Il programma prevede al primo anno l’approccio al pensiero politico dal punto di vista storico-concettuale, al secondo lo studio del sistema istituzionale e il suo funzionamento, al terzo l’impegno politico in una realtà globalizzata. Tra le materie tecniche: gli strumenti della programmazione, ad esempio i Piani di zona e regolatori. Si studiano, inoltre, i documenti e si simulano situazioni decisionali.
Due i pilastri su cui poggia il percorso: la Costituzione e il magistero della Chiesa. «I riferimenti ideali sono il Concilio Vaticano II, la Scuola di Barbiana di don Milani e le indicazioni profetiche di don Tonino Bello. Siamo aperti comunque ai contributi di tutte le culture religiose e laiche», spiega Franco Ferrara, un passato da sindacalista Cisl, presidente della onlus Centro studi Erasmo di Gioia del Colle, nel barese. Il centro e l’associazione “Cercasi un fine” fondata da don Rocco, docente anche all’Istituto teologico pugliese, sono i due “incubatori” che hanno favorito la nascita delle scuole.
I primi esperimenti pugliesi risalgono al dopo Tangentopoli e all’esperienza del Centro Pedro Arrupe di Palermo dei padri gesuiti Sorge e Pintacuda. «Fu un tentativo di venir fuori dalla fine dell’unità politica dei cattolici. Sorge teorizzò “l’uscita dal tempio” per ripensare la presenza di ispirazione cristiana: ormai troppo debole, dopo la fine della guerra fredda, per la riforma della politica», ricorda l’ex sindacalista. Il primo ripensamento del modello formativo avviene negli anni 90. «Più aumentava la complessità generata dalla frammentazione, più aumentava la domanda di formazione».
L’attuale proposta prevede lezioni ma anche esercitazioni e laboratori aperti in sintonia con gli eventi politici quotidiani. «L’idea centrale è motivare, coinvolgere la persona, singola e in gruppo», precisa Ferrara. Sui banchi giovani e adulti. L’identikit, però, è cambiato rispetto a un decennio fa. «La maggioranza dei partecipanti», afferma Ferrara, «evidenzia un debole senso civico. È mossa, tuttavia, dal desiderio di conoscere i profili della crisi politica e di ripensare le forme della partecipazione».

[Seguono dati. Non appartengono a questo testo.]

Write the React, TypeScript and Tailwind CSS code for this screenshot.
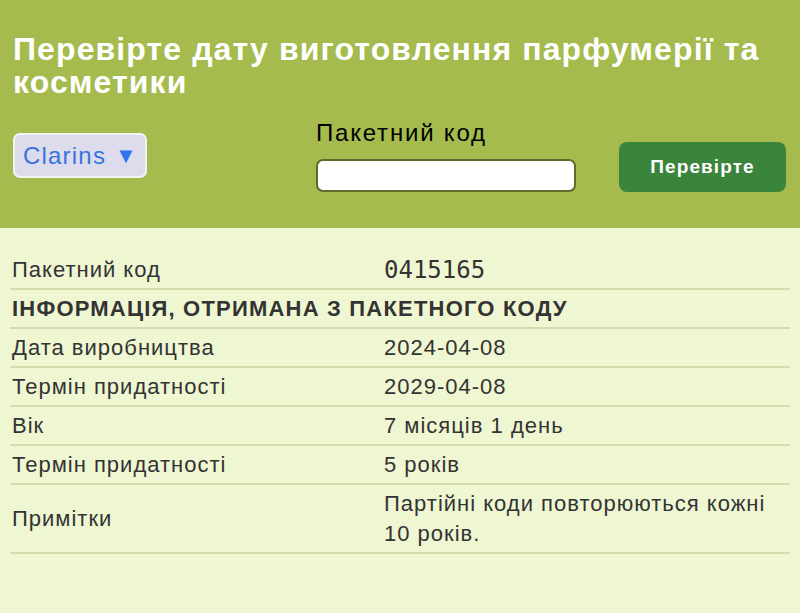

Si tratta della nuova classe dirigente cattolica, quella che a più riprese invoca Benedetto XVI? No, taglia corto, Ferrara. «L’impostazione è superata. Mi sembra fuorviante pensare di formare la classe dirigente. Al contrario la nostra priorità culturale è diffondere lo spirito civico». I risultati iniziano a vedersi: ci sono ex alunni che sono entrati a far parte di partiti o, la maggioranza, si impegnano per dare voce a chi non ne ha attraverso i giornali e l’accesso agli atti amministrativi della programmazione sociale, urbanistica e ambientale. Ma i politici? Partecipano alle lezioni? «Fingono di considerare la formazione determinante per l’impegno pubblico ma in sostanza la considerano destabilizzante», è il sigillo di Ferrara.